==== Records to use

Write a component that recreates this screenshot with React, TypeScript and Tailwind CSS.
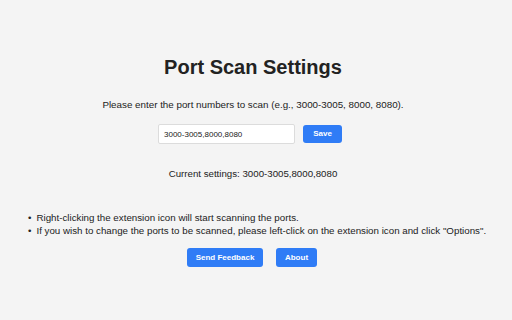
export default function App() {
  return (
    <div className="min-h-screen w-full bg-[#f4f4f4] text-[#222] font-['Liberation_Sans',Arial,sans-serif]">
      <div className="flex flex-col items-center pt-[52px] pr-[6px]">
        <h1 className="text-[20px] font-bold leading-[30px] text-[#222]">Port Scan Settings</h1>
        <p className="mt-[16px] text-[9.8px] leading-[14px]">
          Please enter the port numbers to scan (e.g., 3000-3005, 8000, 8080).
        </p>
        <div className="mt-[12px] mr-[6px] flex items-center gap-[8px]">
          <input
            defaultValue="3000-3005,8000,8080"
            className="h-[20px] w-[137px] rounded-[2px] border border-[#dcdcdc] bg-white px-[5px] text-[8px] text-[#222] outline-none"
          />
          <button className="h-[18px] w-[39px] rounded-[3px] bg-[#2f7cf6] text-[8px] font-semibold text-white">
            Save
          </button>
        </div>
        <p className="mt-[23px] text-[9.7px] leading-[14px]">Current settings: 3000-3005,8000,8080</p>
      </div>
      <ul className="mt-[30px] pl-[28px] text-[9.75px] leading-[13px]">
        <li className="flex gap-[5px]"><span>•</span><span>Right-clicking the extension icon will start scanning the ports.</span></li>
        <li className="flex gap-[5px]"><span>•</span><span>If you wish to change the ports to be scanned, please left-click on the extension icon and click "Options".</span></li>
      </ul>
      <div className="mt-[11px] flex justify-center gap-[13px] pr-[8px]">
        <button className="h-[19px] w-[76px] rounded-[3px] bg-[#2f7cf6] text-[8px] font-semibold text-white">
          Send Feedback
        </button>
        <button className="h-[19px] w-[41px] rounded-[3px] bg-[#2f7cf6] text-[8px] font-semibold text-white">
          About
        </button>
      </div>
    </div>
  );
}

========
==== Records to use

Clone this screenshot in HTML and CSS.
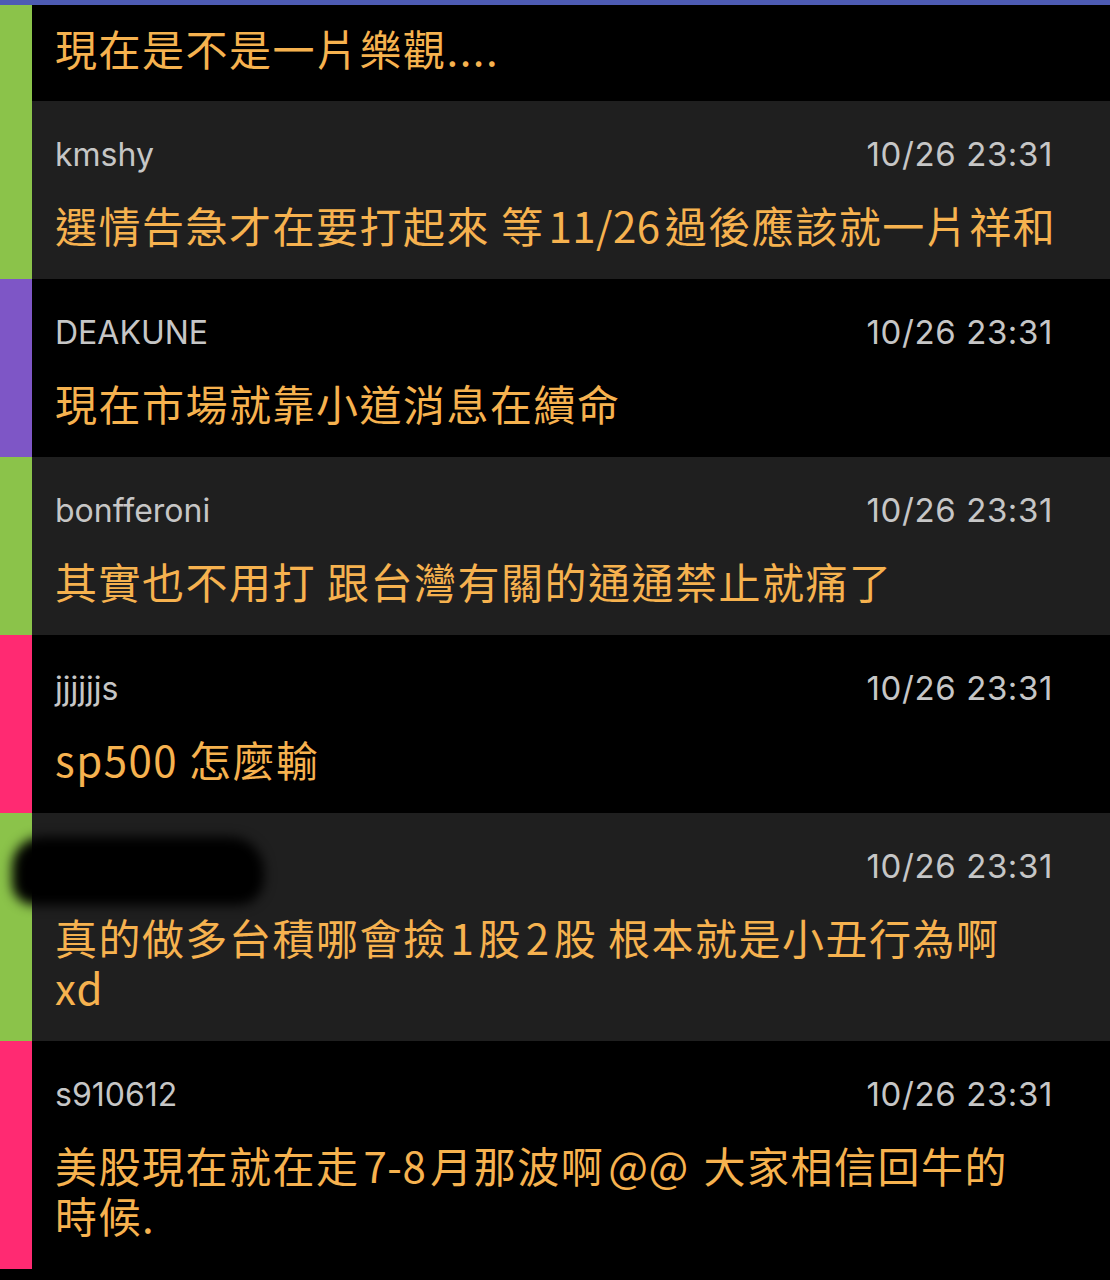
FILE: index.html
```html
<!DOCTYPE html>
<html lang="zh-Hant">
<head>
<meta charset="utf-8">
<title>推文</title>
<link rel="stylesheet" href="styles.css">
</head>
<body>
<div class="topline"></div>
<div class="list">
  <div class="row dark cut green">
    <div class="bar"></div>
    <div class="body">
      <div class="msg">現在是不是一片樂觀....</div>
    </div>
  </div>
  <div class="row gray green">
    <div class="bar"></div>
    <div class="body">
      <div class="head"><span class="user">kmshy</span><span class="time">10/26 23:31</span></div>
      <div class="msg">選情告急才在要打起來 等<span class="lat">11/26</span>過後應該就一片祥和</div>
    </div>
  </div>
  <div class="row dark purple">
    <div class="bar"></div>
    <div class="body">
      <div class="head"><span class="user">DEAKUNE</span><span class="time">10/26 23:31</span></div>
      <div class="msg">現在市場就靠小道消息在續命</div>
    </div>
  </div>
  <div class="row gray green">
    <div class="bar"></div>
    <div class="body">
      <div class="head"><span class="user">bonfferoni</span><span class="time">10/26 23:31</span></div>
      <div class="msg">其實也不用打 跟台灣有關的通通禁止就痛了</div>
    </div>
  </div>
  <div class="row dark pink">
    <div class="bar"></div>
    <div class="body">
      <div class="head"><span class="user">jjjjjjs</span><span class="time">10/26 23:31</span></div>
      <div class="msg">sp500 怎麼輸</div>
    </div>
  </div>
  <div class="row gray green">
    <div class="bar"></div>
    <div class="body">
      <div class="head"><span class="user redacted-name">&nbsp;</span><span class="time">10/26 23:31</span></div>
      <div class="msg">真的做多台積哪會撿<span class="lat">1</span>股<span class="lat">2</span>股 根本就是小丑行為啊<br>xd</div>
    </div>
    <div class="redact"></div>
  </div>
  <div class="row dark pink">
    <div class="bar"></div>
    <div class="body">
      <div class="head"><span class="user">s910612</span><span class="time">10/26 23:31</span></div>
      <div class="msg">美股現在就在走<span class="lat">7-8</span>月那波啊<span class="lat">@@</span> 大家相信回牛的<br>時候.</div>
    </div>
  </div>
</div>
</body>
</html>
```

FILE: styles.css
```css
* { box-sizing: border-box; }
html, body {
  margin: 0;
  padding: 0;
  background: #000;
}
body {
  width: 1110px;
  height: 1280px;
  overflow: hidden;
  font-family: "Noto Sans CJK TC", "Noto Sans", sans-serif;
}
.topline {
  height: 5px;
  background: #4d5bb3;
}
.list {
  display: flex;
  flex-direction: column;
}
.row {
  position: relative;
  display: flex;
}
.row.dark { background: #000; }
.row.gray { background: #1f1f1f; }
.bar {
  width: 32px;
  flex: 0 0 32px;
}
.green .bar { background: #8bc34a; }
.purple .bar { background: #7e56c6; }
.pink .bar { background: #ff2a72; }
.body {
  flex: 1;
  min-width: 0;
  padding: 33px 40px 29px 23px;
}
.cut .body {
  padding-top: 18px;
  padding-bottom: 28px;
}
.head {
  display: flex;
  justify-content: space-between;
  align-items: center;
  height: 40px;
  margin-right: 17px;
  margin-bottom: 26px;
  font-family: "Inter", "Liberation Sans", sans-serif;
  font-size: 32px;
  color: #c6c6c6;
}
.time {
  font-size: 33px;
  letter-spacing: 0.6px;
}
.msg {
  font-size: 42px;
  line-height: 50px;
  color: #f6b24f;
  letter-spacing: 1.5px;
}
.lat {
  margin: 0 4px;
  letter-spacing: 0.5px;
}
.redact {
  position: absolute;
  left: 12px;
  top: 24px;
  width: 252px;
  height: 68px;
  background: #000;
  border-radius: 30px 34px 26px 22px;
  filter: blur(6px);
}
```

========
==== Records to use

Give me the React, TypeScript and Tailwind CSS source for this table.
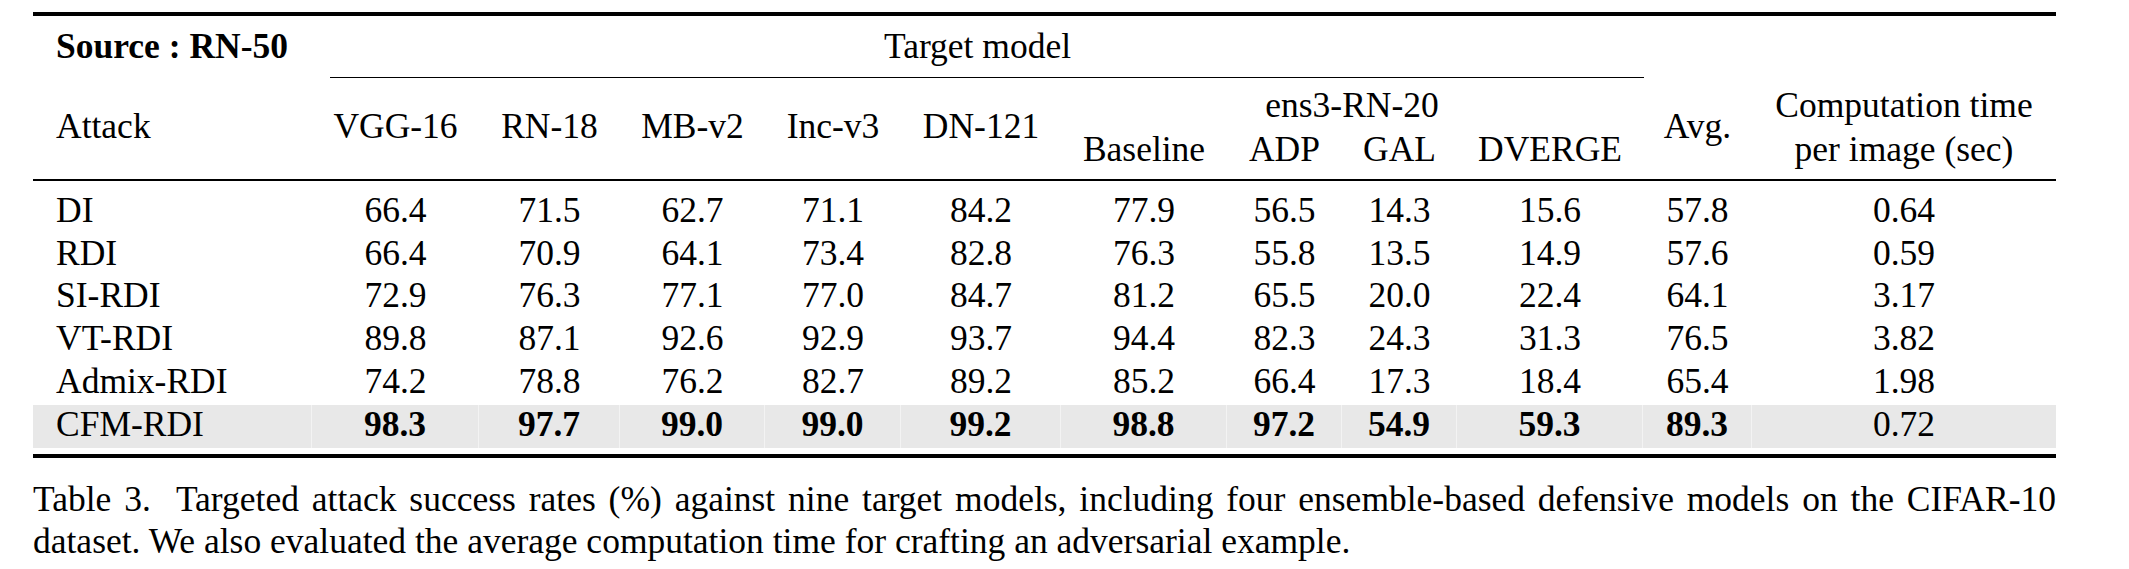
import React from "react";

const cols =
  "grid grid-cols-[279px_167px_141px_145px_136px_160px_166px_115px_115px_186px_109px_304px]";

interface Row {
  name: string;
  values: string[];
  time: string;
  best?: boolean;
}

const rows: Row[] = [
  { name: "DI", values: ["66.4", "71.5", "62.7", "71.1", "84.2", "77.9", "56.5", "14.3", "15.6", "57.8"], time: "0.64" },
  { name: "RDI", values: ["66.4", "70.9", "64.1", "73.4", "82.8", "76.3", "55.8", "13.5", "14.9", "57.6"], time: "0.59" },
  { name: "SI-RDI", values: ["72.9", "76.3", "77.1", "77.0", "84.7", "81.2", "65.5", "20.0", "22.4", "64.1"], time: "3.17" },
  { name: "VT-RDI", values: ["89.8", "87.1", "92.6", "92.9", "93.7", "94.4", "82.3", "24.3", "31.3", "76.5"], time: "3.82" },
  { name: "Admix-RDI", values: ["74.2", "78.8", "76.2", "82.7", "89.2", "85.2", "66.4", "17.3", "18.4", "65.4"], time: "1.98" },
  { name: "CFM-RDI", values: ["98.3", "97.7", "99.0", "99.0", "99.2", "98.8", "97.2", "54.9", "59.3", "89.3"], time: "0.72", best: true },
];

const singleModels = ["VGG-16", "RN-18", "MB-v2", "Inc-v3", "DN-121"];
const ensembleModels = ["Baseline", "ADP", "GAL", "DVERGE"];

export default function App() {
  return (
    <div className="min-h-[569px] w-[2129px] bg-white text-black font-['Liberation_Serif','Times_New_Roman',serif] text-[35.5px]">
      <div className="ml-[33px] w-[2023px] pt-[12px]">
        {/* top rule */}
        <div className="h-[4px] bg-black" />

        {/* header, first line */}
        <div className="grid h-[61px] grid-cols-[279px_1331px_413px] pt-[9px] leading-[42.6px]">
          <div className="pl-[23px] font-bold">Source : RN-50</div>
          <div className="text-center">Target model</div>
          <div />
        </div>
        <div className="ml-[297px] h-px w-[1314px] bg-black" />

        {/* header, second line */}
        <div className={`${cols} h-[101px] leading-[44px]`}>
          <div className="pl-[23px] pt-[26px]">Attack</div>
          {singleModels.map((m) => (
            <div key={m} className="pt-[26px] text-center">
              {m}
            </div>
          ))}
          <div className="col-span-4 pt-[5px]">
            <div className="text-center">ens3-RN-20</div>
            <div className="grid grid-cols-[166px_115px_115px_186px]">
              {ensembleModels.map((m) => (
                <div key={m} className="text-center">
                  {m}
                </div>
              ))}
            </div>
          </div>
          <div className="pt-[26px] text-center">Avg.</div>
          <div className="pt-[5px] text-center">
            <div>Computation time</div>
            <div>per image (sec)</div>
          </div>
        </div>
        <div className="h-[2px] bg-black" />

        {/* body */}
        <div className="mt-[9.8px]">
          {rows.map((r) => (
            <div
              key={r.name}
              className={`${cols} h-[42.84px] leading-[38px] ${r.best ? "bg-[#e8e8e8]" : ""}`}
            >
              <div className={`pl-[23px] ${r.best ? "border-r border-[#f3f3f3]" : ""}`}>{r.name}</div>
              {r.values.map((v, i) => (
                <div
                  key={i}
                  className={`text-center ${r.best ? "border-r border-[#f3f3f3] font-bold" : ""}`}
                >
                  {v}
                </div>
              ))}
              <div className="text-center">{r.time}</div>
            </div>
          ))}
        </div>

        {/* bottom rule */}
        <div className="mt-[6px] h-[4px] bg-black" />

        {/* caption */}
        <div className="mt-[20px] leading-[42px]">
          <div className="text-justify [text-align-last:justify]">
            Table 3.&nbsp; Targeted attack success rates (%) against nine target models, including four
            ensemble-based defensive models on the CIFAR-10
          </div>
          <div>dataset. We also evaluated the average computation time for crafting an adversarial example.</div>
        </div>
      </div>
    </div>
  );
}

========

◆ Required task:
Select and copy every line of the listing with the word "TypeScript".

◆ Task answer:
Write a component that recreates this screenshot with React, TypeScript and Tailwind CSS.
Give me the React, TypeScript and Tailwind CSS source for this table.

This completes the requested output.